Another cool package that I like is hyperref. It makes the table of contents, images and chapters references, bibliography, etc, to hyperlinks! This way you can move through the document in an easy way.

% add to CONFIGURATION section of mydoc.tex
\usepackage{hyperref}                      % add items as links

Now any reference will be displayed as this:

A latex rendered text where you can read As seen on chapter 1 but the number 1 is a hyperlink to that chapter

If you need to display code within your document, check the very brief post I made about minted.

Bibliography

This is, by far, my favorite tool in LaTeX. Because bibliography can be super annoying (especially in academia).

To add bibliography to a LaTeX document we will create a file called mydoc.bib. We can add a book reference to it:

% mydoc.bib

@book{Armour,                                         % Armour will be the id 
  author    = "P. G. Armour",
  title     = "The Laws of Software Process",
  publisher = "Auerbach",
  year      = "2003",
}

Then, on the end of the document section, we need to add that this file will contain our information for bibliography:

Then, on the end of the document section, we need to add that this file will contain our information for bibliography:

% add to DOCUMENT section of mydoc.tex
\bibliography{mydoc}       % name of the bibfile 
\bibliographystyle{plain}  % we will use the plain style

Now we can go to our document and use this book as reference:

% add to DOCUMENT section of mydoc.tex
As written by \cite{Armour}, ...

The only thing with bibliography is that you have to run 4 commands (yes, 4) to make it work:

pdflatex mydox.tex
bibtex mydoc.bib
pdflatex mydox.tex
pdflatex mydox.tex

Yes, you have to run pdflatex twice after creating the bib auxiliary files (have no idea why, but I swear it is on the official documentation).

Using VSCode

It became kind of annoying to write the document in one place, run the commands in the terminal and then re-opening the pdf to see if things were working. Especially when I discovered that the main PDF readers I knew didn’t refresh a PDF file that is already open when it changes.

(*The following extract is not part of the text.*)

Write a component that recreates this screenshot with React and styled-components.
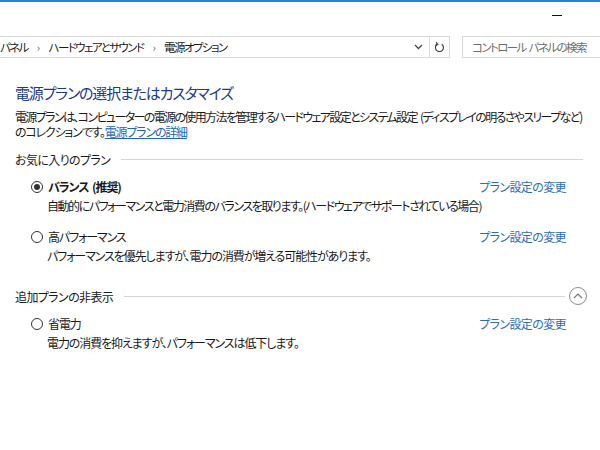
import React from "react";
import styled, { createGlobalStyle } from "styled-components";

const Global = createGlobalStyle`
  html, body { margin: 0; padding: 0; background: #fff; }
  body {
    font-family: "Noto Sans CJK JP", "Noto Sans", sans-serif;
    font-feature-settings: "palt";
    color: #1a1a1a;
    word-spacing: 2px;
    -webkit-font-smoothing: antialiased;
  }
`;

const Window = styled.div`
  width: 600px;
  height: 450px;
  overflow: hidden;
  border-top: 2px solid #2b7fd6;
  box-sizing: border-box;
  display: flex;
  flex-direction: column;
`;

const TitleBar = styled.div`
  height: 34px;
  display: flex;
  justify-content: flex-end;
  align-items: flex-start;
  padding-right: 38px;
`;

const Minimize = styled.div`
  width: 10px;
  height: 1px;
  background: #111;
  margin-top: 13px;
`;

const AddressRow = styled.div`
  display: flex;
  height: 22px;
  align-items: stretch;
  font-size: 11.5px;
  letter-spacing: -1.6px;
`;

const AddressBox = styled.div`
  width: 430px;
  box-sizing: border-box;
  border: 1px solid #d9d9d9;
  border-left: none;
  display: flex;
  align-items: center;
  white-space: nowrap;
  color: #1a1a1a;
`;

const Crumb = styled.span``;

const Sep = styled.span`
  color: #666;
  margin: 0 10px 0 9px;
  font-size: 11px;
`;

const DropChev = styled.span`
  margin-left: auto;
  margin-right: 6px;
  display: flex;
  align-items: center;
`;

const Refresh = styled.div`
  width: 20px;
  box-sizing: border-box;
  border: 1px solid #d9d9d9;
  border-left: none;
  display: flex;
  align-items: center;
  justify-content: center;
`;

const Search = styled.div`
  margin-left: 12px;
  flex: 1;
  box-sizing: border-box;
  border: 1px solid #d9d9d9;
  border-right: none;
  display: flex;
  align-items: center;
  padding-left: 9px;
  color: #6d6d6d;
  white-space: pre;
  letter-spacing: -1.6px;
`;

const Content = styled.div`
  padding: 0 17px 0 15px;
`;

const Title = styled.h1`
  margin: 24px 0 0;
  font-size: 15px;
  font-weight: 400;
  color: #1c3a8c;
  line-height: 22px;
  letter-spacing: -1.2px;
  white-space: nowrap;
`;

const Desc = styled.p`
  margin: 5px 0 0;
  font-size: 12px;
  line-height: 15px;
  white-space: pre;
`;

const DescLine = styled.span`
  display: block;
  letter-spacing: ${(p) => p.$ls || -1.2}px;
`;

const Link = styled.a`
  color: #1b66c4;
  text-decoration: ${(p) => (p.$underline ? "underline" : "none")};
  cursor: pointer;
`;

const GroupHeader = styled.div`
  display: flex;
  align-items: center;
  margin-top: ${(p) => p.$mt}px;
  font-size: 12px;
  height: 18px;
  letter-spacing: -0.6px;
`;

const Rule = styled.div`
  flex: 1;
  height: 1px;
  background: #d4d4d4;
  margin-left: 11px;
`;

const Collapse = styled.div`
  width: 18px;
  height: 18px;
  box-sizing: border-box;
  border: 1px solid #8c8c8c;
  border-radius: 50%;
  margin-left: 4px;
  margin-right: -4px;
  display: flex;
  align-items: center;
  justify-content: center;
`;

const Plan = styled.div`
  margin-top: ${(p) => p.$mt}px;
  margin-right: 17px;
  padding-left: 16px;
  display: grid;
  grid-template-columns: 1fr auto;
  row-gap: 3px;
  font-size: 12px;
  line-height: 16px;
  letter-spacing: -1.1px;
  white-space: pre;
`;

const PlanName = styled.div`
  display: flex;
  align-items: center;
  font-weight: ${(p) => (p.$bold ? 700 : 400)};
`;

const Radio = styled.span`
  width: 12px;
  height: 12px;
  box-sizing: border-box;
  border: 1px solid #333;
  border-radius: 50%;
  margin-right: 5px;
  display: flex;
  align-items: center;
  justify-content: center;
  &::after {
    content: "";
    width: 6px;
    height: 6px;
    border-radius: 50%;
    background: ${(p) => (p.$checked ? "#333" : "transparent")};
  }
`;

const PlanLink = styled(Link)`
  color: #2b6cc0;
  letter-spacing: -0.6px;
`;

const PlanDesc = styled.div`
  grid-column: 1 / 3;
  padding-left: 16px;
  letter-spacing: ${(p) => p.$ls || -1.1}px;
`;

const plans = [
  {
    name: "バランス (推奨)",
    bold: true,
    checked: true,
    ls: -1.45,
    desc: "自動的にパフォーマンスと電力消費のバランスを取ります。(ハードウェアでサポートされている場合)",
  },
  {
    name: "高パフォーマンス",
    desc: "パフォーマンスを優先しますが、電力の消費が増える可能性があります。",
  },
  {
    name: "省電力",
    desc: "電力の消費を抑えますが、パフォーマンスは低下します。",
  },
];

function PlanItem({ p, mt }) {
  return (
    <Plan $mt={mt}>
      <PlanName $bold={p.bold}>
        <Radio $checked={p.checked} />
        {p.name}
      </PlanName>
      <PlanLink>プラン設定の変更</PlanLink>
      <PlanDesc $ls={p.ls}>{p.desc}</PlanDesc>
    </Plan>
  );
}

export default function App() {
  return (
    <>
      <Global />
      <Window>
        <TitleBar>
          <Minimize />
        </TitleBar>
        <AddressRow>
          <AddressBox>
            <Crumb>パネル</Crumb>
            <Sep>›</Sep>
            <Crumb>ハードウェアとサウンド</Crumb>
            <Sep>›</Sep>
            <Crumb>電源オプション</Crumb>
            <DropChev>
              <svg width="9" height="6" viewBox="0 0 9 6">
                <path d="M1 1 L4.5 4.5 L8 1" fill="none" stroke="#444" strokeWidth="1.3" />
              </svg>
            </DropChev>
          </AddressBox>
          <Refresh>
            <svg width="11" height="12" viewBox="0 0 11 12">
              <path d="M7.6 3.2 A4 4 0 1 1 3.2 3.3" fill="none" stroke="#444" strokeWidth="1.2" />
              <path d="M2 1.2 L3.8 3.4 L1.2 4.4" fill="none" stroke="#444" strokeWidth="1.2" />
            </svg>
          </Refresh>
          <Search>コントロール パネルの検索</Search>
        </AddressRow>
        <Content>
          <Title>電源プランの選択またはカスタマイズ</Title>
          <Desc>
            <DescLine $ls={-1.63}>
              電源プランは、コンピューターの電源の使用方法を管理するハードウェア設定とシステム設定 (ディスプレイの明るさやスリープなど)
            </DescLine>
            <DescLine>
              のコレクションです。<Link $underline>電源プランの詳細</Link>
            </DescLine>
          </Desc>
          <GroupHeader $mt={11}>
            お気に入りのプラン
            <Rule />
          </GroupHeader>
          <PlanItem p={plans[0]} mt={11} />
          <PlanItem p={plans[1]} mt={15} />
          <GroupHeader $mt={23}>
            追加プランの非表示
            <Rule />
            <Collapse>
              <svg width="10" height="6" viewBox="0 0 10 6">
                <path d="M1 5 L5 1 L9 5" fill="none" stroke="#777" strokeWidth="1.2" />
              </svg>
            </Collapse>
          </GroupHeader>
          <PlanItem p={plans[2]} mt={11} />
        </Content>
      </Window>
    </>
  );
}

VSCode solved all my problems! You can see in the figure below that on the left side, I have a LaTeX extensions that has a quick-link to any division and label I add to the document. I can divide the main section between the tex files and the pdf . The cool thing is that VSCode already regenerates everything once you save a *.tex file but you still have the option to run the command on the bottom terminal:

A screenshot of the VSCode interface. The screen is divided in 4 parts: on the left there is a list of files, in the middle the latex code, on the right the rendered pdf and on the bottom a terminal.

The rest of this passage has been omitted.